His intervention here is an anomaly in lots of ways. Russia’s foreign policy community is not known for directly zeroing in on domestic affairs, especially when it comes to the opposition and protests against the Kremlin. Intergroup unwritten rules (mostly conceived by MGIMO alumni) dictate that a Russian foreign policy expert should concentrate on international issues of Russian national interest, its protection, and promotion. Thus the text of Russia’s leading foreign policy voice purports not to be about protests on the streets of Moscow, but formally about foreign powers attempting to use Russia’s weaknesses to stoke revolution.
The aftertaste of revolution
Even the most engaged political actors and activists — the ones being detained or active in getting the word out about who is protesting what and where — are not uttering the scary word “revolution”. The very essence of the July-August events is in fact the non-violent nature of the protestors. This contrasts with the disproportionate use of state repression. The Kremlin is putting forward ever-better equipped riot police onto the streets. (Effectively, that has meant the detaining of hundreds of people.) The default leader of the opposition, meanwhile, is still calling for electoral participation, urging “Smart Voting” against state-backed candidates. 2019 Moscow is clearly not 1917 Moscow. Nor is it Ukraine in 2013. There are no revolutionaries on the streets of Moscow today, there are simply people — citizens — who seek basic civic rights.
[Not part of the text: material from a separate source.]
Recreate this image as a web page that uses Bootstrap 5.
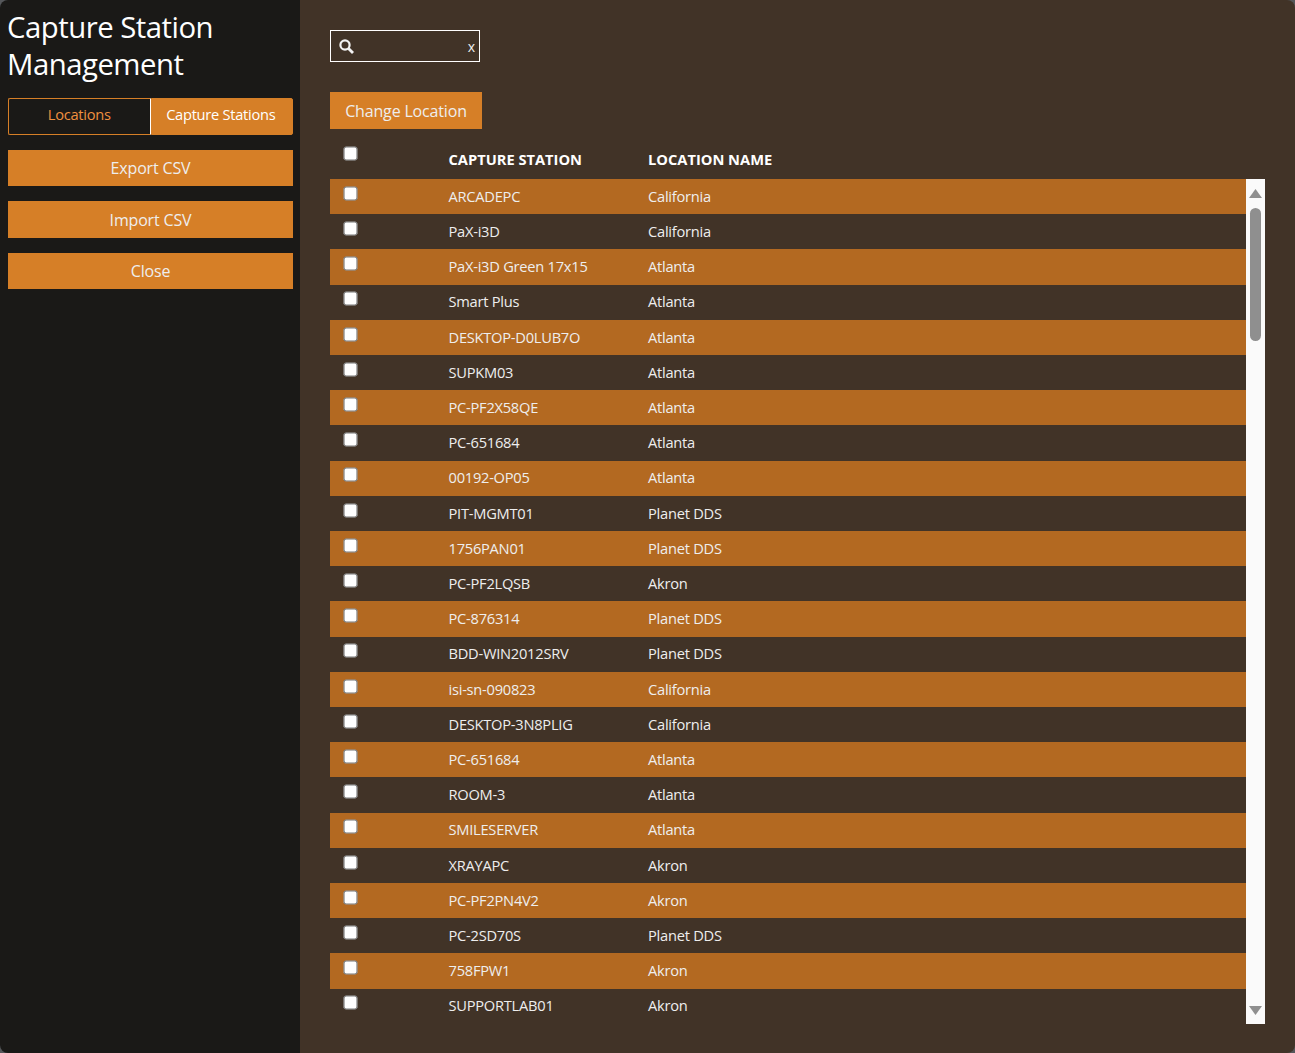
<!DOCTYPE html>
<html lang="en">
  <head>
    <meta charset="UTF-8" />
    <meta name="viewport" content="width=device-width, initial-scale=1.0" />
    <title>Capture Station Management</title>
    <link href="https://cdn.jsdelivr.net/npm/bootstrap@5.3.3/dist/css/bootstrap.min.css" rel="stylesheet" />
    <style>
      html, body {
        height: 100%;
      }
      body {
        background-color: #55575a;
        font-family: "Open Sans", "Liberation Sans", sans-serif;
        color: #eee;
        overflow: hidden;
      }
      .app-shell {
        height: 1053px;
        border-radius: 8px;
        overflow: hidden;
      }
      .side-panel {
        width: 300px;
        flex: none;
        background-color: #1a1917;
        padding: 8px 7px 0 8px;
      }
      .side-title {
        font-family: "Open Sans", sans-serif;
        font-size: 29.33px;
        line-height: 37px;
        font-weight: 400;
        letter-spacing: -0.5px;
        color: #fff;
        margin: 1px 0 15px -1px;
      }
      .tab-row {
        height: 37px;
        margin-bottom: 15px;
      }
      .tab-btn {
        flex: 1 1 50%;
        font-size: 14.67px;
        letter-spacing: -0.28px;
        padding: 0 0 5px;
        border-radius: 2px;
        color: #fff;
        background-color: #d67f27;
        border: 1px solid #d67f27;
      }
      .tab-btn.tab-on {
        background-color: #1a1917;
        color: #f0903f;
        border-right-color: #fff;
      }
      .tab-btn.tab-off {
        padding-right: 2px;
      }
      .side-btn, .change-btn {
        background-color: #d67f27;
        color: #eee;
        border: 0;
        border-radius: 0;
        font-size: 16px;
        letter-spacing: -0.17px;
        padding: 0;
      }
      .side-btn {
        height: 36.4px;
        margin-bottom: 15px;
      }
      .main-panel {
        background-color: #413327;
        padding: 30px 30px 0;
        min-width: 0;
      }
      .search-box {
        width: 150px;
        height: 32px;
        border: 1px solid #fff;
        padding: 0 4px 0 8px;
        margin-bottom: 30px;
      }
      .search-clear {
        font-size: 14px;
        color: #eee;
      }
      .change-btn {
        width: 152px;
        height: 37px;
        display: block;
      }
      .head-row, .data-row {
        display: flex;
        margin: 0;
        height: 35.21px;
        font-size: 14.67px;
        letter-spacing: -0.25px;
      }
      .head-row {
        height: 50px;
        width: 935px;
        color: #fff;
        font-weight: 700;
        letter-spacing: 0;
      }
      .data-row:nth-child(odd) {
        background-color: #b36921;
      }
      .check-col {
        width: 118.5px;
        flex: none;
        padding: 7.75px 0 0 14px;
      }
      .head-row .check-col {
        padding-top: 18px;
      }
      .check-col input {
        width: 13px;
        height: 13px;
        margin: 0;
        display: block;
        transform: scale(1.08);
      }
      .name-col {
        width: 199.5px;
        flex: none;
        line-height: 33.5px;
        padding-top: 0.8px;
      }
      .head-row .name-col, .head-row .loc-col {
        padding-top: 17px;
        line-height: 27px;
      }
      .loc-col {
        line-height: 33.5px;
        padding-top: 0.8px;
      }
      .list-wrap {
        width: 935px;
        height: 845px;
      }
      .list-rows {
        width: 916px;
        flex: none;
        overflow: hidden;
      }
      .fake-scroll {
        width: 19px;
        background-color: #fafafa;
        padding-top: 10px;
      }
      .scroll-thumb {
        width: 11px;
        height: 133px;
        margin: 10px 0 0 4px;
        background-color: #8f8f8f;
        border-radius: 6px;
      }
      .scroll-arrow {
        display: block;
        margin-left: 3px;
      }
      .scroll-arrow.arrow-down {
        margin-bottom: 9px;
      }
    </style>
  </head>
  <body>
    <div class="app-shell d-flex">
      <!-- Sidebar -->
      <div class="side-panel d-flex flex-column">
        <h1 class="side-title">Capture Station Management</h1>
        <div class="tab-row d-flex">
          <button type="button" class="btn tab-btn tab-on rounded-end-0">Locations</button>
          <button type="button" class="btn tab-btn tab-off rounded-start-0">Capture Stations</button>
        </div>
        <button type="button" class="btn side-btn w-100">Export CSV</button>
        <button type="button" class="btn side-btn w-100">Import CSV</button>
        <button type="button" class="btn side-btn w-100">Close</button>
      </div>

      <!-- Main -->
      <div class="main-panel flex-grow-1">
        <div class="search-box d-flex align-items-center justify-content-between">
          <svg width="15" height="15" viewBox="0 0 15 15" fill="none" stroke="#f2f2f2" stroke-width="2.2">
            <circle cx="6" cy="6" r="4.6" />
            <path d="M9.5 9.5L14 14" stroke-width="2.8" />
          </svg>
          <span class="search-clear">x</span>
        </div>
        <button type="button" class="btn change-btn">Change Location</button>
        <div class="head-row">
          <div class="check-col"><input type="checkbox" /></div>
          <div class="name-col">CAPTURE STATION</div>
          <div class="loc-col">LOCATION NAME</div>
        </div>
        <div class="list-wrap d-flex">
          <div class="list-rows" id="rows"></div>
          <div class="fake-scroll d-flex flex-column">
            <svg class="scroll-arrow" width="13" height="9" viewBox="0 0 13 9"><path d="M6.5 0L13 9H0Z" fill="#8f8f8f" /></svg>
            <div class="scroll-thumb"></div>
            <svg class="scroll-arrow arrow-down mt-auto" width="13" height="9" viewBox="0 0 13 9"><path d="M0 0H13L6.5 9Z" fill="#8f8f8f" /></svg>
          </div>
        </div>
      </div>
    </div>

    <script>
      const stations = [
        ["ARCADEPC", "California"],
        ["PaX-i3D", "California"],
        ["PaX-i3D Green 17x15", "Atlanta"],
        ["Smart Plus", "Atlanta"],
        ["DESKTOP-D0LUB7O", "Atlanta"],
        ["SUPKM03", "Atlanta"],
        ["PC-PF2X58QE", "Atlanta"],
        ["PC-651684", "Atlanta"],
        ["00192-OP05", "Atlanta"],
        ["PIT-MGMT01", "Planet DDS"],
        ["1756PAN01", "Planet DDS"],
        ["PC-PF2LQSB", "Akron"],
        ["PC-876314", "Planet DDS"],
        ["BDD-WIN2012SRV", "Planet DDS"],
        ["isi-sn-090823", "California"],
        ["DESKTOP-3N8PLIG", "California"],
        ["PC-651684", "Atlanta"],
        ["ROOM-3", "Atlanta"],
        ["SMILESERVER", "Atlanta"],
        ["XRAYAPC", "Akron"],
        ["PC-PF2PN4V2", "Akron"],
        ["PC-2SD70S", "Planet DDS"],
        ["758FPW1", "Akron"],
        ["SUPPORTLAB01", "Akron"],
      ];
      document.getElementById("rows").innerHTML = stations
        .map(
          (s) =>
            `<div class="data-row"><div class="check-col"><input type="checkbox" /></div><div class="name-col">${s[0]}</div><div class="loc-col">${s[1]}</div></div>`
        )
        .join("");
    </script>
    <script src="https://cdn.jsdelivr.net/npm/bootstrap@5.3.3/dist/js/bootstrap.bundle.min.js"></script>
  </body>
</html>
To get tangled in analogies with Ukraine’s Maidan or France’s “Yellow vests” (this one is popular with Russian TV) is a misleading distraction.
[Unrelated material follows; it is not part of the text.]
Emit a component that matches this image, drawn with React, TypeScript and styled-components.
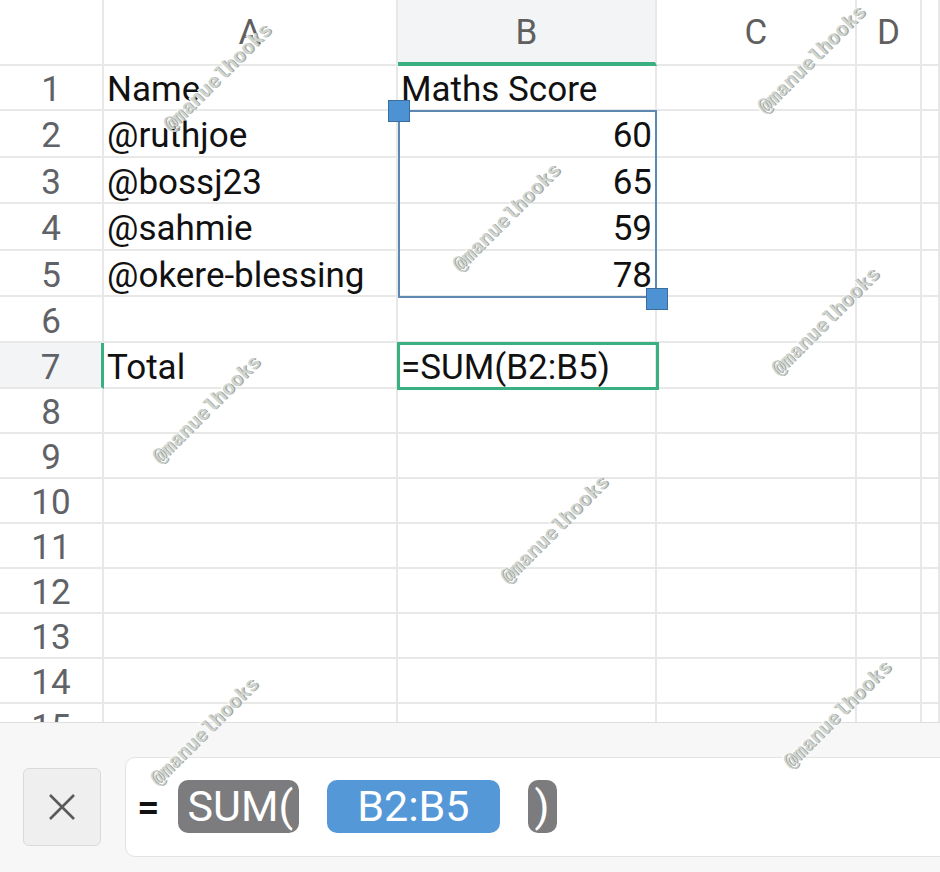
import { createGlobalStyle } from "styled-components";
import styled from "styled-components";

const GlobalStyle = createGlobalStyle`
	html, body {
		margin: 0;
		padding: 0;
		background: #ffffff;
	}
	body {
		font-family: Roboto, "Noto Sans", "Liberation Sans", sans-serif;
		overflow: hidden;
	}
`;

const COLS = [104, 294, 259, 200, 65];
const ROW_HEIGHTS = [45, 47, 46, 47, 46, 46, 46, 45, 45, 45, 45, 45, 45, 45, 45];
const GREEN = "#3aaf82";

const rows: { a?: string; b?: string; bAlign?: "left" | "right" }[] = [
	{ a: "Name", b: "Maths Score" },
	{ a: "@ruthjoe", b: "60", bAlign: "right" },
	{ a: "@bossj23", b: "65", bAlign: "right" },
	{ a: "@sahmie", b: "59", bAlign: "right" },
	{ a: "@okere-blessing", b: "78", bAlign: "right" },
	{},
	{ a: "Total", b: "=SUM(B2:B5)" },
];

const Page = styled.div`
	position: relative;
	width: 940px;
	height: 872px;
	overflow: hidden;
	display: flex;
	flex-direction: column;
	background: #fff;
`;

const Sheet = styled.div`
	position: relative;
	height: 722px;
	overflow: hidden;
	display: grid;
	grid-template-columns: ${COLS.map((c) => `${c}px`).join(" ")} 1fr;
	grid-template-rows: 66px ${ROW_HEIGHTS.map((r) => `${r}px`).join(" ")};
`;

const Corner = styled.div`
	border-right: 2px solid #e8e8e8;
	border-bottom: 2px solid #e8e8e8;
`;

const ColHeader = styled.div<{ $active?: boolean }>`
	display: flex;
	align-items: center;
	justify-content: center;
	font-size: 35px;
	color: #5f5f5f;
	background: ${({ $active }) => ($active ? "#f3f4f6" : "#fff")};
	border-right: 2px solid #e8e8e8;
	border-bottom: ${({ $active }) => ($active ? `4px solid ${GREEN}` : "2px solid #e8e8e8")};
	padding-top: ${({ $active }) => ($active ? "2px" : "0")};
`;

const RowHeader = styled.div<{ $active?: boolean }>`
	display: flex;
	align-items: center;
	justify-content: center;
	font-size: 35px;
	color: #5f6266;
	background: ${({ $active }) => ($active ? "#f3f4f6" : "#fff")};
	border-right: ${({ $active }) => ($active ? `3px solid ${GREEN}` : "2px solid #e8e8e8")};
	border-bottom: 2px solid #e8e8e8;
	padding-top: 4px;
	box-sizing: border-box;
`;

const Cell = styled.div<{ $align?: "left" | "right" }>`
	display: flex;
	align-items: center;
	justify-content: ${({ $align }) => ($align === "right" ? "flex-end" : "flex-start")};
	padding: 4px 3px 0 3px;
	font-size: 35px;
	color: #111;
	white-space: nowrap;
	overflow: visible;
	border-right: 2px solid #e8e8e8;
	border-bottom: 2px solid #e8e8e8;
	min-width: 0;
`;

const RangeBox = styled.div`
	position: absolute;
	left: 398px;
	top: 110px;
	width: 259px;
	height: 188px;
	box-sizing: border-box;
	border: 2px solid #5c88b2;
	pointer-events: none;
`;

const Handle = styled.div<{ $corner: "start" | "end" }>`
	position: absolute;
	width: 22px;
	height: 22px;
	box-sizing: border-box;
	background: #4d92d3;
	border: 1px solid #3b6e9c;
	left: ${({ $corner }) => ($corner === "start" ? "388px" : "646px")};
	top: ${({ $corner }) => ($corner === "start" ? "100px" : "288px")};
`;

const ActiveCell = styled.div`
	position: absolute;
	left: 397px;
	top: 342px;
	width: 262px;
	height: 48px;
	box-sizing: border-box;
	border: 3px solid ${GREEN};
	pointer-events: none;
`;

const Panel = styled.div`
	flex: 1;
	display: flex;
	align-items: center;
	gap: 24px;
	padding: 18px 0 0 23px;
	background: #f7f7f7;
	border-top: 1px solid #dedede;
`;

const CancelButton = styled.div`
	flex: none;
	width: 78px;
	height: 78px;
	box-sizing: border-box;
	display: flex;
	align-items: center;
	justify-content: center;
	background: #efefef;
	border: 1px solid #dadada;
	border-radius: 6px;
`;

const FormulaInput = styled.div`
	flex: 1;
	height: 100px;
	margin-right: -30px;
	box-sizing: border-box;
	display: flex;
	align-items: center;
	padding-left: 11px;
	background: #fff;
	border: 1px solid #e3e3e3;
	border-radius: 10px;
`;

const Equals = styled.span`
	font-size: 40px;
	font-weight: 500;
	color: #111;
	margin-right: 18px;
	margin-top: 2px;
`;

const Chip = styled.span<{ $tone: "fn" | "ref"; $pad: string }>`
	display: inline-flex;
	align-items: center;
	justify-content: center;
	height: 53px;
	box-sizing: border-box;
	padding: ${({ $pad }) => $pad};
	margin-right: 28px;
	border-radius: 10px;
	background: ${({ $tone }) => ($tone === "ref" ? "#5598d8" : "#7c7c7e")};
	color: #fff;
	font-size: 43px;
	line-height: 1;
`;

const Watermark = styled.span`
	position: absolute;
	transform: translate(-50%, -50%) rotate(-45deg);
	font-family: "Liberation Mono", "DejaVu Sans Mono", monospace;
	font-weight: bold;
	font-size: 20px;
	color: #d0d5d0;
	text-shadow: 1px 1px 0 #9ea49e, -1px -1px 0 #ffffff;
	white-space: nowrap;
	pointer-events: none;
`;

const marks = [
	[218, 78],
	[812, 60],
	[507, 218],
	[826, 322],
	[207, 410],
	[555, 530],
	[205, 732],
	[838, 715],
];

const letters = ["A", "B", "C", "D", ""];

export default function App() {
	return (
		<>
			<GlobalStyle />
			<Page>
				<Sheet>
					<Corner />
					{letters.map((l) => (
						<ColHeader key={l || "E"} $active={l === "B"}>
							{l}
						</ColHeader>
					))}
					{ROW_HEIGHTS.map((_, i) => {
						const r = rows[i] || {};
						return [
							<RowHeader key={`h${i}`} $active={i === 6}>
								{i + 1}
							</RowHeader>,
							<Cell key={`a${i}`}>{r.a}</Cell>,
							<Cell key={`b${i}`} $align={r.bAlign}>
								{r.b}
							</Cell>,
							<Cell key={`c${i}`} />,
							<Cell key={`d${i}`} />,
							<Cell key={`e${i}`} />,
						];
					})}
					<RangeBox />
					<Handle $corner="start" />
					<Handle $corner="end" />
					<ActiveCell />
				</Sheet>
				<Panel>
					<CancelButton>
						<svg width="32" height="32" viewBox="0 0 32 32">
							<path d="M4 4 L28 28 M28 4 L4 28" stroke="#5a5a5a" strokeWidth="2.6" fill="none" />
						</svg>
					</CancelButton>
					<FormulaInput>
						<Equals>=</Equals>
						<Chip $tone="fn" $pad="0 6px 0 10px">SUM(</Chip>
						<Chip $tone="ref" $pad="0 30px">B2:B5</Chip>
						<Chip $tone="fn" $pad="0 7px">)</Chip>
					</FormulaInput>
				</Panel>
				{marks.map(([x, y], i) => (
					<Watermark key={i} style={{ left: x, top: y }}>
						@manuelhooks
					</Watermark>
				))}
			</Page>
		</>
	);
}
Karaganov says otherwise. His text consciously links Moscow’s protests not even with Ukraine’s revolution of 2013, but with the Russian Revolution of 1917, when “students with their youth blood boiling, intelligentsia, liberal bourgeois came on the streets, demanding freedom and democracy and the departure of the tsar”. Karaganov reminds that after that came the incapable Provisional government that “led the way to Bolsheviks that, by the way, were supported financially by the German General Staff aiming to weaken its opponent”.
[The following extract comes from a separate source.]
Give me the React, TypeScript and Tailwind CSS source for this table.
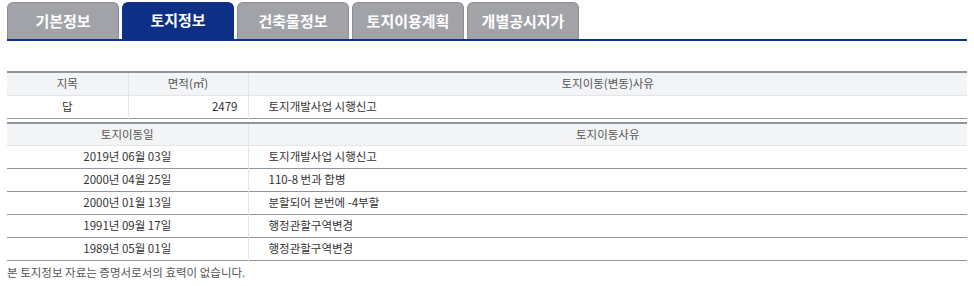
const TABS = ["기본정보", "토지정보", "건축물정보", "토지이용계획", "개별공시지가"];

const HISTORY = [
  { date: "2019년 06월 03일", reason: "토지개발사업 시행신고" },
  { date: "2000년 04월 25일", reason: "110-8 번과 합병" },
  { date: "2000년 01월 13일", reason: "분할되어 본번에 -4부할" },
  { date: "1991년 09월 17일", reason: "행정관할구역변경" },
  { date: "1989년 05월 01일", reason: "행정관할구역변경" },
];

const font = "font-['Malgun_Gothic','Noto_Sans_CJK_KR',sans-serif]";

export default function App() {
  return (
    <div className={`w-[974px] h-[286px] bg-white px-[7px] pt-[2px] ${font}`}>
      {/* tabs */}
      <div className="flex gap-[3px] border-b-2 border-[#0d2f86]">
        {TABS.map((t, i) => (
          <div
            key={t}
            className={
              i === 1
                ? "w-[112px] h-[37px] flex items-center justify-center rounded-t-[6px] bg-[#0d2f86] text-white text-[15px] font-bold"
                : "w-[112px] h-[37px] flex items-center justify-center rounded-t-[6px] bg-[#a1a3a8] border border-b-0 border-[#8c8e93] text-white text-[15px] font-bold"
            }
          >
            {t}
          </div>
        ))}
      </div>

      {/* 토지 기본 */}
      <table className="mt-[30px] w-full border-collapse text-[11.5px] text-[#333]">
        <thead>
          <tr className="h-[23px] bg-[#f3f4f6] border-t-2 border-[#8f959e] text-[#555]">
            <th className="w-[121px] font-normal border-r border-b border-[#e3e5e8]">지목</th>
            <th className="w-[120px] font-normal border-r border-b border-[#e3e5e8]">면적(㎡)</th>
            <th className="font-normal border-b border-[#e3e5e8]">토지이동(변동)사유</th>
          </tr>
        </thead>
        <tbody>
          <tr className="h-[23px] border-b border-[#8f959e]">
            <td className="text-center border-r border-[#e3e5e8]">답</td>
            <td className="text-right pr-[10px] border-r border-[#e3e5e8]">2479</td>
            <td className="pl-[20px]">토지개발사업 시행신고</td>
          </tr>
        </tbody>
      </table>

      {/* 토지 이동 이력 */}
      <table className="mt-[3px] w-full border-collapse text-[11.5px] text-[#333]">
        <thead>
          <tr className="h-[23px] bg-[#f3f4f6] border-t-2 border-[#8f959e] text-[#555]">
            <th className="w-[241px] font-normal border-r border-b border-[#e3e5e8]">토지이동일</th>
            <th className="font-normal border-b border-[#e3e5e8]">토지이동사유</th>
          </tr>
        </thead>
        <tbody>
          {HISTORY.map((h, i) => (
            <tr key={i} className="h-[23px] border-b border-[#8f959e]">
              <td className="text-center border-r border-[#e3e5e8]">{h.date}</td>
              <td className="pl-[20px]">{h.reason}</td>
            </tr>
          ))}
        </tbody>
      </table>

      <p className="mt-[2px] text-[11.5px] text-[#555] leading-[18px]">
        본 토지정보 자료는 증명서로서의 효력이 없습니다.
      </p>
    </div>
  );
}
Move past how this narrative deprives the protestors of any of their own agency. What matters to Karaganov is to tie protests as such with coming of hostile outside political forces. The role of the German General Staff today is played by an “as yet highly influential part of the West,” which is fighting Russia “without moral principles, decency and rules”.
Paradoxically, Karaganov blames the West for provoking Russia’s security services to oppress protests in Russia in “hopes that by hindering necessary development, sidetracking the modernizers of the country, they will once again weaken it or even collapse it as it was in the late 1980s”.
This interpretation could have been considered if there truly were ongoing efforts to reform Russia, even in the framework of its current authoritarian regime: a set of actions aimed at better long-term conditions in the country. Yet, as Karaganov well knows, the last official attempt to stage any sort of “reforms” was made in the almost forgotten period of Medvedev’s presidency when in fact, Karaganov himself was lobbying for the “Union of Europe”.
Should we wonder if Karaganov — a prolific producer of reports and policy papers that delve deeply into the country’s economic development in its international context — is analytically incapable of seeing that the Kremlin today, indeed Vladimir Putin and his closest allies, have not engaged in any major national reforms for at least a decade? Surely not.
Karaganov, rather, is speaking his mind when he writes: “if the August events in Moscow, carnival-like they may be, would not become that thunder that makes the man, finally, cross oneself and start working, the country will face a miserable future. Including with regards to the foreign policy sphere which is important to me”.
So what’s the message?
Despite the fact that the form of the text is a call to deal with protestors that are backed by unfriendly foreign forces, its core unravels a tough criticism of Russian state and president Putin personally. No matter whether such a veiled critique was intended by the author or not, there are four further key takeaways:
- A foreign policy expert, who for the last five years persisted that Russia is wining in foreign policy, is openly suggesting that the resources to maintain this victorious escapade are fading away.
- The call for the “man to cross oneself” in this context. This is a call directly to a president leading Russia to “a miserable future” by not solving the problems of economic and social nature. Why does Karaganov believe the “man”, the president, can start over, or even drastically alter his policy, manages to elude me altogether; the policy so far is vaguely based on the principle “people will suffer what they must as long as the glory is preserved”. Only three years ago, Karaganov was rejoicing over the return of grand power status to Russian politics that according to him “should be taken as granted. Even if its realization and support costs demands a great pay”. Turns out now there are not enough resources to pay and the grand power status alone isn’t providing for the rest.
- Turning to the president again, Karaganov is marking those who showed be monitored in the first place: “when parts of the ruling elite also wore the red bowknots and joined them or simply refused to fight for the preservation of the state, then began the greatest tragedy of the XXth century”. One could think of a contemporary reference like Kudrin or Gref but it could very well be Mr. Chemezov who publically called in favor of an “alternative forces that consult and give signals to one direction or another”.
- It turns out the ice is truly thin in Russia. Judge for yourself, a top Russia foreign policy expert that knows revolutions of the last decades back and force is raising the specter of Red October after a group of independent candidates and their supporters protest the denial to run in the Moscow Duma elections. No victories in Syria or Ukraine or acquired “moral and political independence from the West” are capable of safeguarding the Kremlin from the problems at home.
Paradoxically, one might agree with Karaganov in some parts: years of prosperity were “worthlessly lost”, economic modernization was never fully achieved, social inequality and lack of mobility are worrying with its unpromising rootedness. So here is the question: what was the “man” doing all these years and where were the wise foreign policy councilors who preach the value of “grandpowerness” and pronounce their victories in the struggle against the West?
Karaganov is also right about one specific thing – the current state of affairs will eventually lead to a change of foreign policy towards the position that devotes less time and resources to shows of force. Any “next” foreign policy by default would demand skillful diplomatic efforts to move past some of the adverse consequences of the “grandpowerness” of the last few years.